Peter Fleming has a piece in The Guardian on the dawning realization that our working hours need a reset:
Following 30 years of neoliberal deregulation, the nine-to-five feels like a relic of a bygone era. Jobs are endlessly stressed and increasingly precarious. Overwork has become the norm in many companies – something expected and even admired. Everything we do outside the office – no matter how rewarding – is quietly denigrated. Relaxation, hobbies, raising children or reading a book are dismissed as laziness. That’s how powerful the mythology of work is.
Technology was supposed to liberate us from much of the daily slog, but has often made things worse: in 2002, fewer than 10% of employees checked their work email outside of office hours. Today, with the help of tablets and smartphones, it is 50%, often before we get out of bed….
Thankfully, a sea change is taking place. The costs of overwork can no longer be ignored. Long-term stress, anxiety and prolonged inactivity have been exposed as potential killers.
In fact, the observation that overwork is costly and counterproductive goes back to the 1860s and 1870s.

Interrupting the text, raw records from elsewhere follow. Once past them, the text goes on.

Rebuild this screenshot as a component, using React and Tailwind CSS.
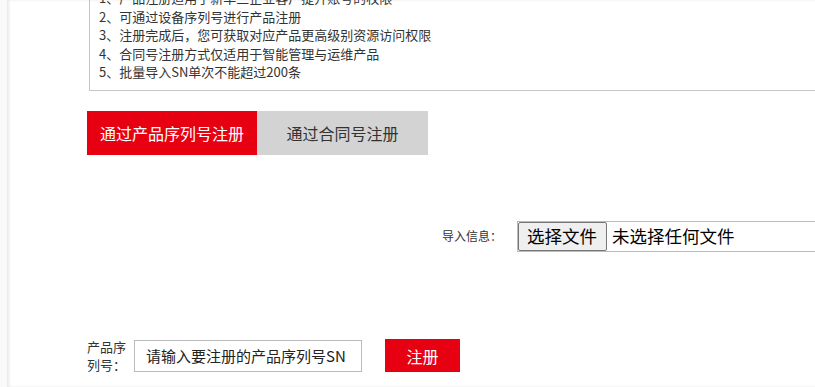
export default function App() {
  const font = { fontFamily: '"Noto Sans CJK SC", "Noto Sans", sans-serif' };
  return (
    <div className="w-[815px] h-[387px] overflow-hidden bg-[#fafafa] flex text-[#333]" style={font}>
      <div className="ml-[7px] flex-1 bg-white shadow-[inset_2px_0_3px_rgba(0,0,0,0.09)] flex flex-col pl-[80px]">
        <div className="mt-[-22px] ml-[2px] w-[760px] shrink-0 border border-[#c6c6c6] pt-[10px] pb-[8px] pl-[9px] text-[13px] leading-[18.6px] text-[#333]">
          <p>1、产品注册适用于新华三企业客户提升账号的权限</p>
          <p>2、可通过设备序列号进行产品注册</p>
          <p>3、注册完成后，您可获取对应产品更高级别资源访问权限</p>
          <p>4、合同号注册方式仅适用于智能管理与运维产品</p>
          <p>5、批量导入SN单次不能超过200条</p>
        </div>

        <div className="mt-[20px] flex shrink-0">
          <div className="w-[170px] h-[44px] bg-[#e60012] text-white text-[16px] flex items-center justify-center">
            通过产品序列号注册
          </div>
          <div className="w-[171px] h-[44px] bg-[#d3d3d3] text-[#333] text-[16px] flex items-center justify-center">
            通过合同号注册
          </div>
        </div>

        <div className="mt-[66px] ml-[355px] flex items-center shrink-0">
          <span className="text-[12px] text-[#333] w-[61px] whitespace-nowrap">导入信息：</span>
          <div className="ml-[14px] w-[320px] h-[31px] border border-[#bcbcbc] flex items-center shrink-0 bg-white">
            <div className="h-[29px] pl-[8px] pr-[9px] border border-[#767676] rounded-[2px] bg-[#efefef] text-[17.5px] text-black flex items-center whitespace-nowrap">
              选择文件
            </div>
            <span className="ml-[5px] text-[17.5px] text-black whitespace-nowrap">未选择任何文件</span>
          </div>
        </div>

        <div className="mt-[86px] flex items-center shrink-0">
          <div className="w-[41px] text-[13px] leading-[18px] text-[#333]">产品序列号：</div>
          <div className="ml-[6px] w-[228px] h-[32px] border border-[#bcbcbc] bg-white flex items-center pl-[11px] text-[15px] text-[#222] whitespace-nowrap overflow-hidden">
            请输入要注册的产品序列号SN
          </div>
          <button className="ml-[23px] w-[75px] h-[33px] bg-[#e60012] text-white text-[16px] flex items-center justify-center">
            注册
          </button>
        </div>
      </div>
    </div>
  );
}
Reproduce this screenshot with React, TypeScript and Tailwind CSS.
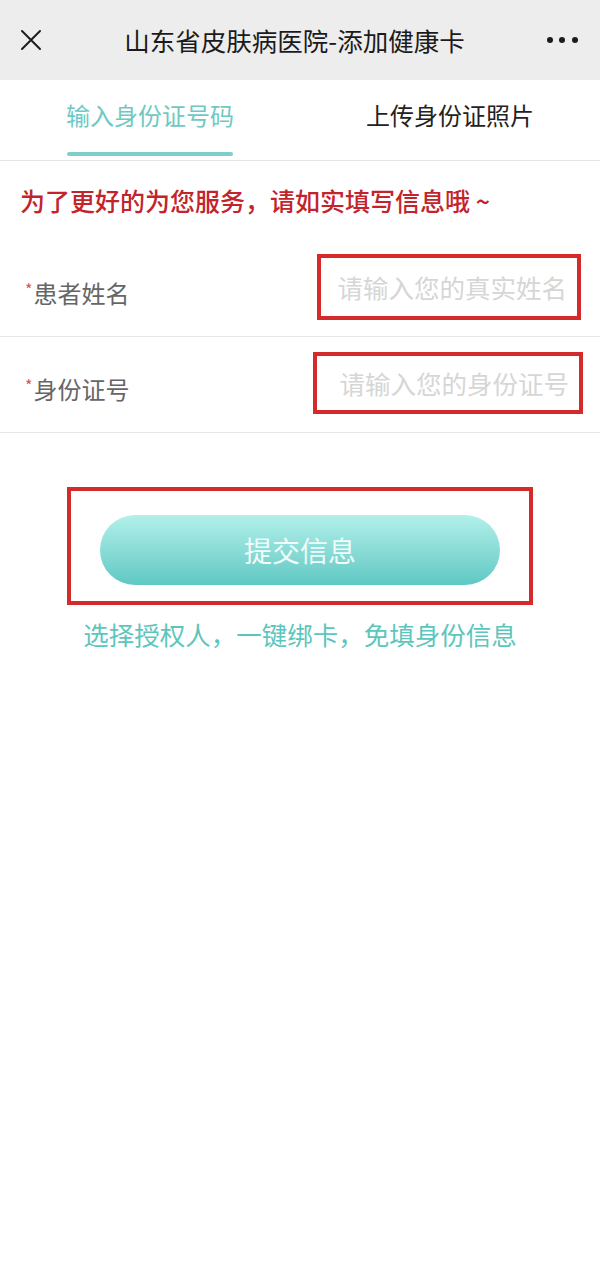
const font = "font-['Noto_Sans_CJK_SC','Noto_Sans',sans-serif]";

const Header = () => (
  <div className="flex h-[80px] items-center justify-between bg-[#ededed] pl-5 pr-[22px]">
    <svg width="22" height="22" viewBox="0 0 22 22" className="shrink-0">
      <path d="M2 2 L20 20 M20 2 L2 20" stroke="#1c1c1c" strokeWidth="2" strokeLinecap="round" />
    </svg>
    <div className="text-[25.5px] leading-none text-[#1b1b1b]">山东省皮肤病医院-添加健康卡</div>
    <div className="flex w-[31px] items-center justify-between">
      <span className="h-[6px] w-[6px] rounded-full bg-[#1c1c1c]" />
      <span className="h-[6px] w-[6px] rounded-full bg-[#1c1c1c]" />
      <span className="h-[6px] w-[6px] rounded-full bg-[#1c1c1c]" />
    </div>
  </div>
);

const Tabs = () => (
  <div className="flex h-[81px] border-b border-[#e4e4e4] bg-white">
    <div className="relative flex flex-1 items-center justify-center pb-[10px]">
      <span className="text-[24px] leading-none text-[#6ec9c3]">输入身份证号码</span>
      <div className="absolute bottom-[4px] left-[67px] h-[4px] w-[166px] rounded-full bg-[#7ecfcb]" />
    </div>
    <div className="flex flex-1 items-center justify-center pb-[10px]">
      <span className="text-[24px] leading-none text-[#222]">上传身份证照片</span>
    </div>
  </div>
);

const Row = ({ label, placeholder, box }: { label: string; placeholder: string; box: string }) => (
  <div className="flex h-[96px] items-center justify-between border-b border-[#e6e6e6] pl-[25px] pr-[19px]">
    <div className="flex items-start pt-[8px] text-[24px] leading-none text-[#666]">
      <span className="mr-[1px] text-[16px] text-[#d9534f]">*</span>
      {label}
    </div>
    <div className={`flex items-center justify-end border-[4px] border-[#d42a2a] pr-[10px] ${box}`}>
      <span className="text-[25.5px] leading-none text-[#d6d6d6]">{placeholder}</span>
    </div>
  </div>
);

export default function App() {
  return (
    <div className={`min-h-[1263px] w-[600px] bg-white ${font}`}>
      <Header />
      <Tabs />
      <div className="flex h-[80px] items-center pl-[20px] pb-[2px]">
        <span className="text-[25px] font-medium leading-none text-[#c3232b]">为了更好的为您服务，请如实填写信息哦 ~</span>
      </div>
      <Row label="患者姓名" placeholder="请输入您的真实姓名" box="mt-[-4px] h-[66px] w-[264px]" />
      <Row label="身份证号" placeholder="请输入您的身份证号" box="mt-[-4px] mr-[-2px] h-[62px] w-[270px]" />
      <div className="flex flex-col items-center pt-[54px]">
        <div className="flex h-[118px] w-[466px] items-center justify-center border-[4px] border-[#d42a2a]">
          <div className="mt-[8px] flex h-[70px] w-[400px] items-center justify-center rounded-full bg-gradient-to-b from-[#b2f0ea] to-[#5ec8c3]">
            <span className="text-[28px] leading-none text-[#f1fbfa]">提交信息</span>
          </div>
        </div>
        <div className="mt-[16px] text-[25.5px] leading-none text-[#5cc6bd]">选择授权人，一键绑卡，免填身份信息</div>
      </div>
    </div>
  );
}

The French communist Paul Lafargue in The Right to Be Lazy noted:
In his study of machines M.F. Passy quotes the following letter from a great Belgian manufacturer M. Ottevaere: “Our machines, although the same as those of the English spinning mills, do not produce what they ought to produce or what those same machines would produce in England, although the spinners there work two hours a day less. We all work two good hours too much. I am convinced that if we worked only eleven hours instead of thirteen we should have the same product and we should consequently produce more economically.” Again, M. Leroy Beaulieu affirms that it is a remark of a great Belgian manufacturer that the weeks in which a holiday falls result in a product not less than ordinary weeks.
We’ve known for a long time that overwork is problematic; but I suspect that it is becoming both worse, and more obviously counterproductive.
And the solutions are closer to hand. In my recent research on companies that have shortened their working hours, I’ve been impressed at how even in high-stress, demanding industries it’s possible to go from an 8-hour day (or really a 10-hour day) to 6 hours. We often talk about shorter work days or work weeks as nice in theory but completely impractical; in fact, they’re both nice in theory, and entirely practical. You don’t have to be a political radical, or motivated mainly by desires to redistribute wealth or spread employment (though both can be laudable goals); you can be interested in creating a company that is stable, profitable, and built for the long term, and see shorter hours as a great way to help you reach those goals.